Spadefoot toads are known to be shape-shifters; they can rapidly change their behavior and physiology to adapt to environmental changes. This makes them excellent models for the study of plasticity and adaptive evolution. Learn more from the video below.
These toads are unusual creatures. They dwell in the desert, unlike typical amphibians, and have acquired many adaptations. The genome of one type of Spadefoot Toad (Spea multiplicata) has been recently sequenced and reported in the journal G3 by a team of researchers from the University of Southern California and the University of North Carolina, Chapel Hill.
In their study, they were able to identify genes that had undergone positive selection; when a gene confers some benefit to an organism and because the gene is advantageous, it spreads through that population. Now that scientists have obtained the sequence of S. multiplicata, they will be able to learn more about the unique changes in this animal.
A 2017 study reported in Nature Communications used the spadefoot toad to learn more about how animals may change in response to a drier and warmer climate. The research team from the University of Cincinnati (UC) found that the toads were able to alter the course of their development during larval stages. By sensing cues from their environment, they could change the production of hormones, in a demonstration of 'phenotypic plasticity.'
"We found that when certain species combined stress hormones produced by the adrenal gland with hormones produced in the thyroid gland, this was key in speeding their development and shortening the larval periods. This process helps assure that they metamorphose or hatch before the pond dries up," explained the senior author of that study Daniel Buchholz, a UC associate professor.

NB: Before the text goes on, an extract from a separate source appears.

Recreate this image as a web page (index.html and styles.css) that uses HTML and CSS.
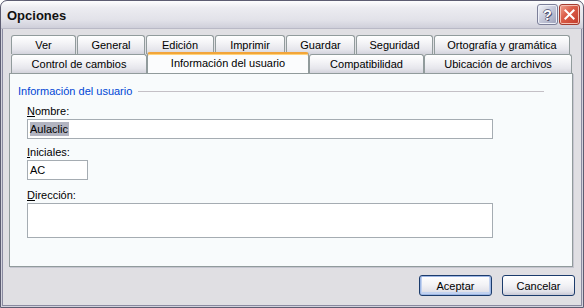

In this work, the investigators examined American and Spanish species of Spadefoots that dwell in semipermanent or permanent ponds. When these animals perceived that their pond was drying out, they were able to regulate their development to accommodate these changes.
A species of toad that lives in the dry conditions of Arizona, however, had already changed the way they developed. This might be because their environment may have once been variable but was now primarily dry all the time. These toads were not good at adapting to changing water levels in ponds, unlike their counterparts from different areas.
"We think the ancestors enabled desert survival because their physical characteristics were flexible and they were able to respond to a drying pool by freaking out and having a stress-induced increase in metamorphic rate," said Buchholz. "This enabled them to shorten their larval periods from months and weeks to just days by switching on corticosterone stress hormones that act synergistically with thyroid hormones to accelerate the metamorphosis to speed the development.
"Eventually this ability becomes fixed as the desert species consistently encountered short duration ponds. This allowed the tadpoles to use newly developed lungs to escape the drying pond and move safely onto land."